# TV Signal Strength Meter / Antenna Alignment Meter & How to Use It

## A TV antenna or aerial signal strength meter can be very useful for checking for the best TV station signals and aligning TV antennas.

Having a TV aerial or antenna alignment meter or as they are also called a TV signal strength meter or tester provides an excellent indication of the TV signal strength and be an essential part of the installation of a TV antenna whether terrestrial, digital, satellite, etc.

Even though it may be possible to obtain the direction from looking at other TV antennas in the locality, having a signal strength meter enables the signal to be optimised for the particular location.

Some televisions may have a signal strength indicator in the set up settings, these are not easy to use. Some may only give the strength indications when setting up the channels, others may have a strength indication present, but whatever the actual presentation, they are not at all easy to use on a varying signal level.

Trying to set up and align or orientate a television antenna by looking at other antennas, or even using a TV transmitter finder app may not always provide the best alignment.

This is because transmitters have different power levels, the terrain between the transmitter and the receiver may not give a clear path.

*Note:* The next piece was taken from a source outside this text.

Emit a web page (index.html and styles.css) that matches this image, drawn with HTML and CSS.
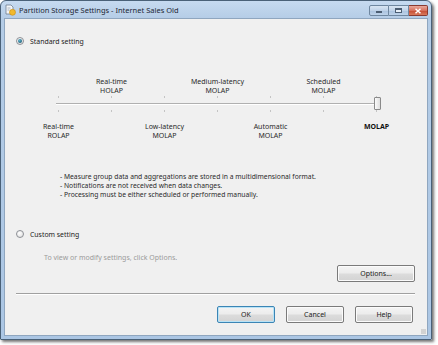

The TV signal strength meter or tester will indicate the direction of the best signal whether it seems an acceptable distance away or not.

The signal can also be obstructed by tall buildings or hills and signals may be reflected making the strongest signal come from a slightly different direction to that which might be expected.

While these meters or testers are widely used for setting up the TV antennas for permanent home installations, they can also be used for orientating the antennas used with mobile homes, boats and the like as they move from one location to another.

Having a low cost TV signal strength meter or alignment meter enables the optimum signal to be obtained very quickly when setting up in a new amp site, mooring or other location.

## The need to accurate alignment

Modern television antennas are designed to provide gain, but this comes at the expense of a reduction in sensitivity in other directions.

This can be useful because it reduces the possibility of interference from other stations, but it does mean that the TV antenna needs to be reasonably accurately orientated towards the transmitter.

The higher the gain of the antenna, the more directional it becomes, and hence the need for accurate orientation of alignment increases with the increased gain.

The sensitivity or gain of an antenna can be shown on what is called a polar diagram - the greater the distance the line is from the centre origin, the greater the sensitivity or gain.

The polar diagram in the diagram is shown for a typical TV antenna - one of the most common types is called the Yagi antenna.

It can be seen that the maximum gain occurs towards the right hand side of the diagram - along the axis of the antenna away from what is called the reflector, although there are a few spurious "lobes" which normally do not cause an issue.

Although other types of TV antenna can be used - one of the more common alternatives might be a log periodic antenna - the same basic principles hold true whether for this or any other type of TV antenna.

## What is a TV signal strength meter

One of the ways of aligning a TV antenna is to use a signal strength meter or TV signal strength tester. These units are essentially small radio receivers that receive the television signals from the antenna and then indicates an overall signal strength.

The receivers often cover the whole band: either terrestrial or satellite, depending on the meter. Some may cover terrestrial transmissions and other satellite transmissions or both.

By maximising the strength indication it is possible to orientate the antenna so that it receives the maximum signal strength.

As these meters are relatively small and very portable, they can be connected to the television coax feeder very easily - they typically have Type F connectors so they can easily interface with a large number of TV leads. It is also possible to get adapters if the right connectors are not available.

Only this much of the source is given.